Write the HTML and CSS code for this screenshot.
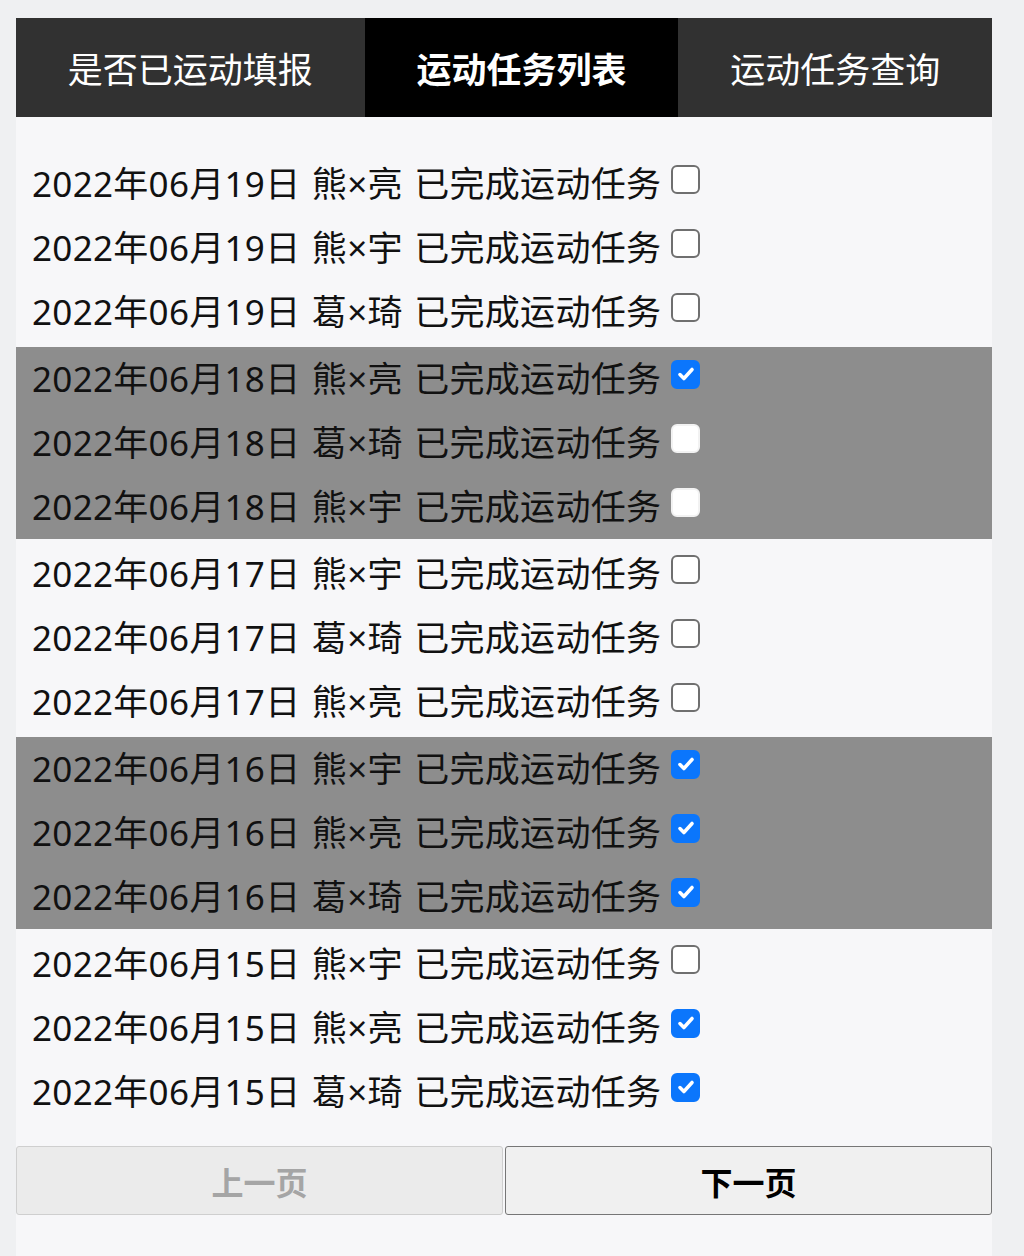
FILE: index.html
```html
<!DOCTYPE html>
<html lang="zh-CN">
<head>
<meta charset="utf-8">
<title>运动任务列表</title>
<link rel="stylesheet" href="styles.css">
</head>
<body>
<div class="app">
  <nav class="tabs">
    <div class="tab">是否已运动填报</div>
    <div class="tab active">运动任务列表</div>
    <div class="tab">运动任务查询</div>
  </nav>
  <div class="list">
    <div class="group">
      <div class="row"><span>2022年06月19日 熊×亮 已完成运动任务</span><span class="box"></span></div>
      <div class="row"><span>2022年06月19日 熊×宇 已完成运动任务</span><span class="box"></span></div>
      <div class="row"><span>2022年06月19日 葛×琦 已完成运动任务</span><span class="box"></span></div>
    </div>
    <div class="group shaded">
      <div class="row"><span>2022年06月18日 熊×亮 已完成运动任务</span><span class="box checked"><svg viewBox="0 0 20 20"><path d="M4.5 10.5l3.6 3.6 7.4-8.2" /></svg></span></div>
      <div class="row"><span>2022年06月18日 葛×琦 已完成运动任务</span><span class="box"></span></div>
      <div class="row"><span>2022年06月18日 熊×宇 已完成运动任务</span><span class="box"></span></div>
    </div>
    <div class="group">
      <div class="row"><span>2022年06月17日 熊×宇 已完成运动任务</span><span class="box"></span></div>
      <div class="row"><span>2022年06月17日 葛×琦 已完成运动任务</span><span class="box"></span></div>
      <div class="row"><span>2022年06月17日 熊×亮 已完成运动任务</span><span class="box"></span></div>
    </div>
    <div class="group shaded">
      <div class="row"><span>2022年06月16日 熊×宇 已完成运动任务</span><span class="box checked"><svg viewBox="0 0 20 20"><path d="M4.5 10.5l3.6 3.6 7.4-8.2" /></svg></span></div>
      <div class="row"><span>2022年06月16日 熊×亮 已完成运动任务</span><span class="box checked"><svg viewBox="0 0 20 20"><path d="M4.5 10.5l3.6 3.6 7.4-8.2" /></svg></span></div>
      <div class="row"><span>2022年06月16日 葛×琦 已完成运动任务</span><span class="box checked"><svg viewBox="0 0 20 20"><path d="M4.5 10.5l3.6 3.6 7.4-8.2" /></svg></span></div>
    </div>
    <div class="group">
      <div class="row"><span>2022年06月15日 熊×宇 已完成运动任务</span><span class="box"></span></div>
      <div class="row"><span>2022年06月15日 熊×亮 已完成运动任务</span><span class="box checked"><svg viewBox="0 0 20 20"><path d="M4.5 10.5l3.6 3.6 7.4-8.2" /></svg></span></div>
      <div class="row"><span>2022年06月15日 葛×琦 已完成运动任务</span><span class="box checked"><svg viewBox="0 0 20 20"><path d="M4.5 10.5l3.6 3.6 7.4-8.2" /></svg></span></div>
    </div>
  </div>
  <div class="pager">
    <button class="btn" disabled>上一页</button>
    <button class="btn">下一页</button>
  </div>
</div>
</body>
</html>
```
FILE: styles.css
```css
html, body {
  margin: 0;
  padding: 0;
  background: #eff0f2;
}
body {
  padding: 18px 32px 0 16px;
  font-family: "Noto Sans", "Noto Sans CJK SC", sans-serif;
  color: #111;
}
.app {
  background: #f7f7f9;
  min-height: 1238px;
  padding-bottom: 41px;
  box-sizing: border-box;
}
.tabs {
  display: flex;
  height: 99px;
  background: #333;
}
.tab {
  flex: 1 1 auto;
  padding: 0 50px;
  display: flex;
  align-items: center;
  justify-content: center;
  color: #fff;
  font-size: 35px;
  font-family: "Noto Sans CJK SC", sans-serif;
  background: #313131;
  white-space: nowrap;
}
.tab.active {
  background: #000;
  font-weight: 700;
}
.list {
  display: flex;
  flex-direction: column;
  gap: 3px;
  padding-top: 35px;
}
.group.shaded {
  background: #8d8d8d;
}
.row {
  height: 64px;
  box-sizing: border-box;
  display: flex;
  align-items: center;
  padding-left: 16px;
  padding-bottom: 6px;
  font-size: 35px;
  letter-spacing: 0.3px;
  word-spacing: 2px;
  white-space: nowrap;
}
.box {
  width: 25px;
  height: 25px;
  margin-left: 10px;
  margin-top: -4px;
  border: 2px solid #6f6f6f;
  border-radius: 6px;
  background: #fff;
  display: inline-flex;
  align-items: center;
  justify-content: center;
}
.shaded .box {
  border-color: #f2f2f2;
}
.box.checked {
  background: #0b76fc;
  border-color: #0b76fc;
}
.box svg {
  width: 22px;
  height: 22px;
  fill: none;
  stroke: #fff;
  stroke-width: 3.2;
  stroke-linecap: round;
  stroke-linejoin: round;
}
.pager {
  display: flex;
  gap: 2px;
  margin-top: 22px;
}
.btn {
  flex: 1 1 0;
  height: 69px;
  font-family: "Noto Sans CJK SC", sans-serif;
  font-size: 32px;
  font-weight: 700;
  color: #000;
  background: #f0f0f0;
  border: 1px solid #767676;
  border-radius: 3px;
}
.btn:disabled {
  color: #a5a5a5;
  background: #ebebeb;
  border-color: #cfcfcf;
}
```
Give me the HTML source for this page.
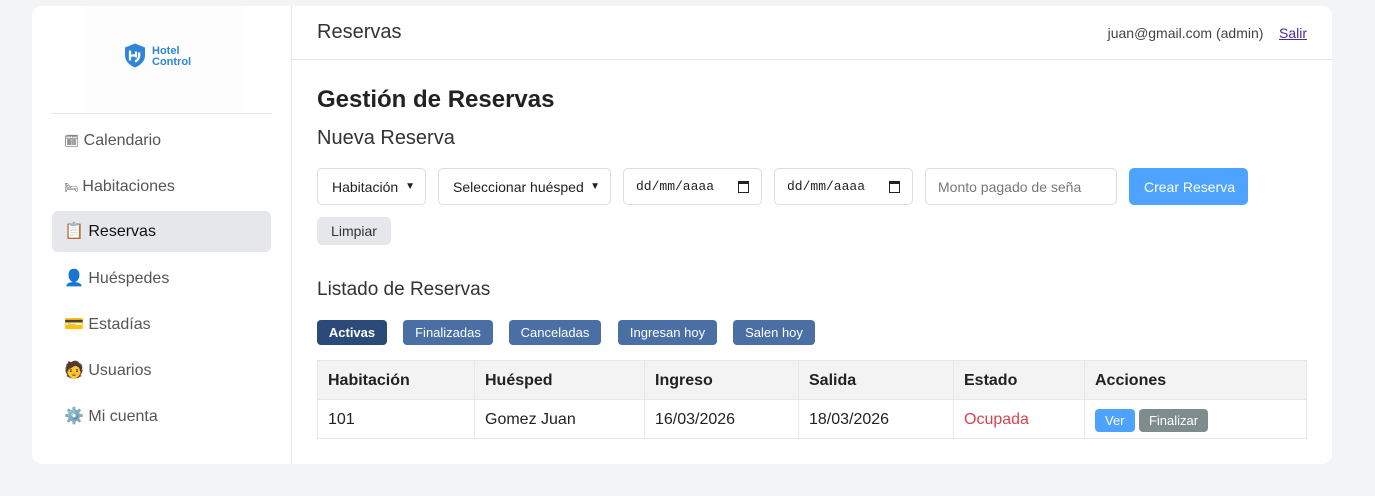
<!DOCTYPE html>
<html><head><meta charset="utf-8"><style>
*{box-sizing:border-box;margin:0;padding:0}
body{width:1375px;height:496px;background:#f3f4f6;font-family:"Liberation Sans",sans-serif;color:#222;position:relative;overflow:hidden}
.card{position:absolute;left:32px;top:6px;width:1300px;height:458px;background:#fff;border-radius:10px;overflow:hidden}
.side{position:absolute;left:0;top:0;width:260px;height:458px;border-right:1px solid #e5e7eb}
.logo{position:absolute;left:52px;top:0;width:158px;height:106px;background:#fdfdfd}
.sep{position:absolute;left:20px;top:107px;width:219px;border-top:1px solid #e5e7eb}
.nav{position:absolute;left:20px;width:219px;height:41px;font-size:16px;color:#555;padding-left:12px;line-height:42px;border-radius:6px}
.nav.act{background:#e5e7eb;color:#111}
.hdr{position:absolute;left:260px;top:0;right:0;height:54px;border-bottom:1px solid #e5e7eb}
.abs{position:absolute}
.inp{position:absolute;top:162px;height:37px;border:1px solid #ddd;border-radius:5px;font-size:14px;line-height:36px;padding-left:14px;color:#222}
.pill{position:absolute;top:314px;height:25px;line-height:25px;border-radius:4px;background:#4a6fa5;color:#fff;font-size:13px;text-align:center}
table{position:absolute;left:285px;top:354px;width:990px;border-collapse:collapse;font-size:16px}
td,th{border:1px solid #e5e7eb;padding:2px 10px 0;text-align:left;height:39px}
th{background:#f3f3f3;font-weight:bold}
</style></head><body>
<div class="card">
<div class="side">
<div class="logo">
<svg class="abs" style="left:39px;top:36px" width="24" height="27" viewBox="0 0 24 26"><path d="M12 1 L22 5 V13 C22 19 17 23 12 25 C7 23 2 19 2 13 V5 Z" fill="#2f86d9"/><path d="M7 8 V18 M7 13 H13 M13 9 V15 M16 10 C17 14 15 18 12 19" stroke="#fff" stroke-width="2.2" fill="none"/></svg>
<div class="abs" style="left:68px;top:40px;font-size:11px;font-weight:bold;color:#2f86d9;line-height:11px">Hotel<br>Control</div>
</div>
<div class="sep"></div>
<div class="nav" style="top:114px"><span style="font-size:12px">🗓</span> Calendario</div>
<div class="nav" style="top:160px"><span style="font-size:11px">🛏</span> Habitaciones</div>
<div class="nav act" style="top:205px">📋 Reservas</div>
<div class="nav" style="top:252px">👤 Huéspedes</div>
<div class="nav" style="top:298px">💳 Estadías</div>
<div class="nav" style="top:344px">🧑 Usuarios</div>
<div class="nav" style="top:390px">⚙️ Mi cuenta</div>
</div>
<div class="hdr">
<div class="abs" style="left:25px;top:15px;font-size:20px;color:#333">Reservas</div>
<div class="abs" style="right:25px;top:19px;font-size:14px;color:#444">juan@gmail.com (admin) &nbsp;&nbsp; <span style="color:#4b2a9a;text-decoration:underline">Salir</span></div>
</div>
<div class="abs" style="left:285px;top:80px;font-size:24px;font-weight:bold;color:#222">Gestión de Reservas</div>
<div class="abs" style="left:285px;top:121px;font-size:20px;color:#333">Nueva Reserva</div>
<div class="inp" style="left:285px;width:109px">Habitación <span style="position:absolute;right:10px;font-size:10px">▼</span></div>
<div class="inp" style="left:406px;width:173px">Seleccionar huésped <span style="position:absolute;right:10px;font-size:10px">▼</span></div>
<div class="inp" style="left:591px;width:139px;font-family:'Liberation Mono',monospace;font-size:13px;padding-left:12px">dd/mm/aaaa <span style="position:absolute;right:12px;top:12px;width:11px;height:12px;border:1.5px solid #222;border-top-width:3px"></span></div>
<div class="inp" style="left:742px;width:139px;font-family:'Liberation Mono',monospace;font-size:13px;padding-left:12px">dd/mm/aaaa <span style="position:absolute;right:12px;top:12px;width:11px;height:12px;border:1.5px solid #222;border-top-width:3px"></span></div>
<div class="inp" style="left:893px;width:192px;color:#777;padding-left:12px">Monto pagado de seña</div>
<div class="inp" style="left:1097px;width:119px;background:#4da3ff;border-color:#4da3ff;color:#fff">Crear Reserva</div>
<div class="abs" style="left:285px;top:211px;width:74px;height:28px;background:#e5e7eb;border-radius:5px;font-size:14px;line-height:29px;text-align:center;color:#333">Limpiar</div>
<div class="abs" style="left:285px;top:273px;font-size:19px;color:#333">Listado de Reservas</div>
<div class="pill" style="left:285px;width:70px;background:#2b4a7a;font-weight:bold">Activas</div>
<div class="pill" style="left:371px;width:90px">Finalizadas</div>
<div class="pill" style="left:477px;width:92px">Canceladas</div>
<div class="pill" style="left:586px;width:99px">Ingresan hoy</div>
<div class="pill" style="left:701px;width:82px">Salen hoy</div>
<table>
<tr><th style="width:157px">Habitación</th><th style="width:170px">Huésped</th><th style="width:154px">Ingreso</th><th style="width:155px">Salida</th><th style="width:131px">Estado</th><th>Acciones</th></tr>
<tr><td>101</td><td>Gomez Juan</td><td>16/03/2026</td><td>18/03/2026</td><td style="color:#d9434e">Ocupada</td><td><span style="display:inline-block;background:#4da3ff;color:#fff;font-size:13px;padding:4px 10px;border-radius:4px">Ver</span> <span style="display:inline-block;background:#7f8c8d;color:#fff;font-size:13px;padding:4px 10px;border-radius:4px">Finalizar</span></td></tr>
</table>
</div>
</body></html>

★ ★ ★

What to produce |
List every line from the entries above in which "this" appears.

Finished task |
Write the HTML and CSS code for this screenshot.
Give me the HTML source for this page.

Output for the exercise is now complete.